OASIS (What’s The Story) Morning Glory? (Big Brother) 

Oasis’ second is not without the occasional audacious flourish, for example the few stray bars of “Wonderwall” that open the album, or the untitled fragments of future b-side “The Swamp Song” that pepper the tracklist. But really, how desperate for a unifying voice we must have been as a nation back in the mid-90s to install the Glitter stomp of “Hello” and “Roll With It”’s unambitious boogie in one in every four households.

Even I would admit, however, that there’s some great music here. Apart from Liam’s bleating, “Wonderwall” is unimprovablely lovely, even if I couldn’t put my finger on exactly why. Equally nonsensical it may be, but as a “Hey Jude”-styled exercise in rock classicism “Don’t Look Back In Anger” is faultless. There’s some good music here too: “Cast No Shadow”, “dedicated to the genius of Richard Ashcroft” according to the credits, would sound lumpen on “Urban Hymns” but here its slide guitar and strings demonstrate what giant steps Oasis were taking barely 18 months into their recording career. Unfortunately, the remainder is undemanding, lowest-common-denominator sludge that reaches its nadir with the charmless “She’s Electric”.

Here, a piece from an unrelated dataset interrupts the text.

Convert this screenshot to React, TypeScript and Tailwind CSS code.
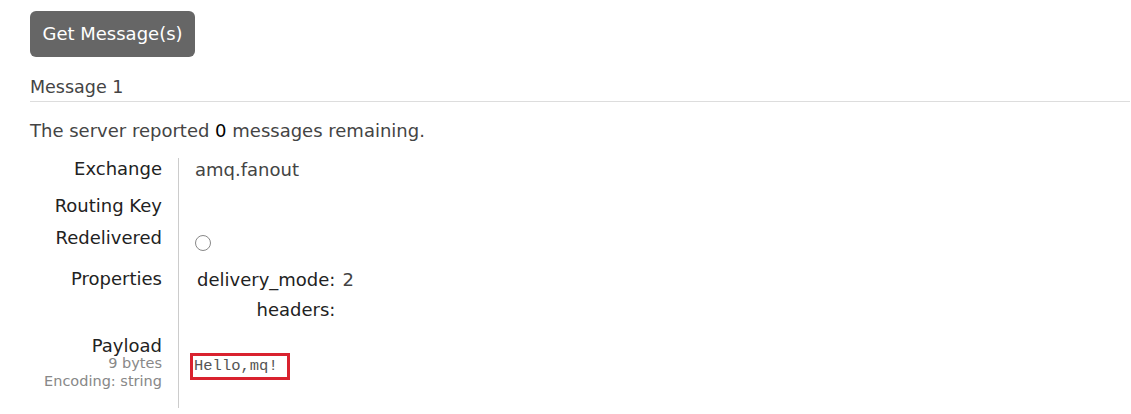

Reissued on vinyl alongside the rest of Oasis’ studio discography, thereby potentially at least deflating the north-of-crazy prices original pressings fetch on eBay, “(What’s The Story) Morning Glory?” sounds no better than I remembered it, despite this short-sided double album being pressed on “super heavyweight” vinyl. Borderline acceptable at best – mainly during the album’s few quiet moments – “Morning Glory” and “Champagne Supernova” seem like nothing more than sculpted distortion, and not in a good way. Still, at least the original’s triple gatefold sleeve – sort of a Soho riposte to the Beastie Boys’ “Paul’s Boutique” cover – has been retained, as has vinyl-only bonus track “Bonehead’s Bank Holiday”, a song that’s every bit as intellectually stimulating as its title suggests. The reissue also packs new sleevenotes by Hamish MacBain, whoever he was.